My idea for an interactive e-card came from our holiday gift brainstorming session. The form itself began to shape a message about our company entering a new decade dominated by digital media and environmental responsibility. The card could serve as the announcement for our new website and also communicate how we think, our creative process, and the delight we take in collaborating with many different people in our projects. These ideas coalesced into a responsive landscape, a metaphor of the unknown of each design project and the economic situation before us all, navigated by a wayfinding arrow from our company’s roots.
After breaking this into the smallest possible pieces, I began programming on an airplane and in a hotel room during a business trip.
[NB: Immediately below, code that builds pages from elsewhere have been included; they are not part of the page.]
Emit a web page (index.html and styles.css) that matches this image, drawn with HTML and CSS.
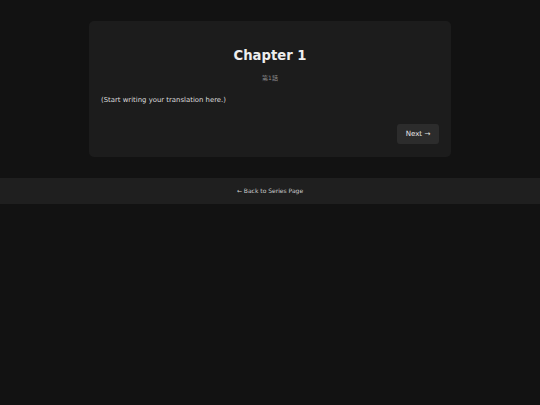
FILE: index.html
```html
<!DOCTYPE html>
<html lang="en">
<head>
<meta charset="utf-8">
<title>Chapter 1</title>
<link rel="stylesheet" href="styles.css">
</head>
<body>
<main class="page">
  <article class="card">
    <h1 class="title">Chapter 1</h1>
    <div class="subtitle">第1話</div>
    <p class="content">(Start writing your translation here.)</p>
    <nav class="chapter-nav">
      <a class="btn" href="#">Next →</a>
    </nav>
  </article>
</main>
<footer class="footer">
  <a class="back" href="#">← Back to Series Page</a>
</footer>
</body>
</html>
```

FILE: styles.css
```css
html, body {
  margin: 0;
  padding: 0;
  background: #121212;
  color: #e0e0e0;
  font-family: "DejaVu Sans", "Noto Sans CJK JP", sans-serif;
}

.page {
  padding-top: 21px;
}

.card {
  width: 362px;
  box-sizing: border-box;
  margin: 0 auto;
  background: #1c1c1c;
  border-radius: 5px;
  padding: 12px 12px 13px;
  display: flex;
  flex-direction: column;
}

.title {
  margin: 15px 0 0;
  font-size: 13.2px;
  line-height: 15.4px;
  font-weight: bold;
  text-align: center;
  color: #eeeeee;
}

.subtitle {
  margin-top: 11px;
  font-size: 6px;
  line-height: 8px;
  text-align: center;
  color: #8a8a8a;
}

.content {
  margin: 12.5px 0 0;
  font-size: 6.9px;
  line-height: 10px;
  color: #dddddd;
}

.chapter-nav {
  display: flex;
  justify-content: flex-end;
  margin-top: 19.5px;
}

.btn {
  display: block;
  width: 42px;
  height: 20px;
  box-sizing: border-box;
  background: #2c2c2c;
  border-radius: 3px;
  color: #e6e6e6;
  text-decoration: none;
  font-size: 7.1px;
  line-height: 20px;
  text-align: center;
}

.footer {
  margin-top: 21px;
  height: 26px;
  background: #1f1f1f;
  display: flex;
  align-items: center;
  justify-content: center;
}

.back {
  font-size: 6px;
  line-height: 8px;
  color: #cccccc;
  text-decoration: none;
}
```
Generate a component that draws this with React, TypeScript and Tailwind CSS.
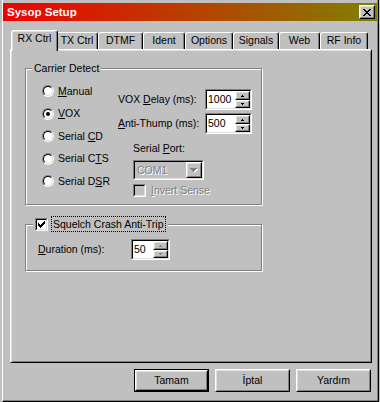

I made arrows chase the cursor around the screen, simple shapes spiral out into colorful pinwheels, and, with a healthy amount of trigonometry, spin the entire drawing while leaving a dashed trail.
As Nicole put the finishing touches on the new Website and optimized the mailing list, Chris and Hillary worked to define colors, shapes, arrow styles, and began the email announcement. The project stalled though when my programs could not save any drawings to our server. Since one of our goals was to gather and display the drawings of our collaborators, this was a problem. I turned to the message boards at processing.org for help. I outlined my problem and soon a few programmers from around the world suggested some possible solutions. With that input the game was running smoothly on even the oldest computers in the office. We finished the email design, I learned about the Can-Spam Act rules, created a webpage with the instructions, and squeezed in a simple online gallery and a signature form late the night before our deadline.
1200 emails were sent as an official announcement of our updated website and we watched the gallery fill with drawings from our designers and staff, friends and colleagues, and both former and current clients around the world. The Denmark based programmer of the gallery script I used was one of the first to give the game a try. The interactive experience set the tone for the website launch, the New Year, and the new work that Sussman/Prejza will be sharing with the world. Give the game a try yourself, draw picture, and add to our gallery.
I continue to learn about this and other interactive media, and treat it as another design medium, albeit one that can be entangled with the audience in a very new way and that requires a healthy mixture of creativity, math, and analytical thinking to produce.